Die 24-jährige Chinesin Muzi Li, die ebenfalls in Berlin an der Hochschule ist, gestaltet György Ligetis Etüde Nr. 4 „Fanfares“ virtuos in hohem Tempo und trotzdem fein differenziert. Ligeti schuf einen Zyklus von 18 Etüden, die zu den schwierigsten Klavierwerken überhaupt gehören. Verschiedenartige Akkorde stellen die Fanfaren dar, untermalt von permanent wiederholten gleichartigen Figuren mit komplexen, teils jazzartigen Rhythmen.
Mit Verve bietet der in Rostock studierende 18-jährige Deutsche Toby Olias Brechler die orientalische Fantasie „Islamej“ von Mili Balakirew dar. Sie ist inspiriert vom gleichnamigen traditionellen Volkstanz der Tscherkessen oder Adygejer, islamischer, nicht arabischer Ureinwohner des Nordkaukasus. Nuancenreich und präzise bringt Brechler die vielschichtigen, teils orientalisch wirkenden folkloristischen, teils traditionellen Harmonien, die temperamentvolle Feststimmung und die schnellen, virtuosen Figurationen zur Entfaltung.

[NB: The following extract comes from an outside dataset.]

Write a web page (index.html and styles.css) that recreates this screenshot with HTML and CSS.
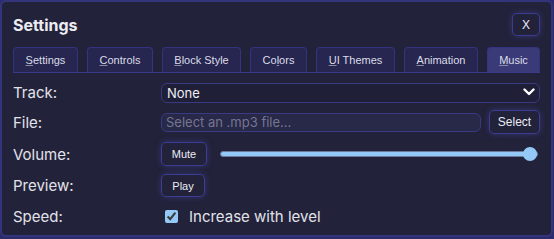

Den Abschluss des Programms bildet wie schon im zweiten Teilnehmerkonzert Guido Agostis Klavierbearbeitung von Igor Strawinskys Ballettmusik „Feuervogel“. Die energische Interpretation dieses „Feuerwerks“ aus innovativer Melodik, Harmonik und Rhythmik durch die in Leipzig studierende 30-jährige Südkoreanerin Seonghyeon Leem wirkt hochdramatisch und leidenschaftlich.
Die vielen Zuhörerinnen und Zuhörer danken den Pianistinnen und Pianisten für die faszinierenden Hörerlebnisse mit Bravorufen und stürmischem Beifall.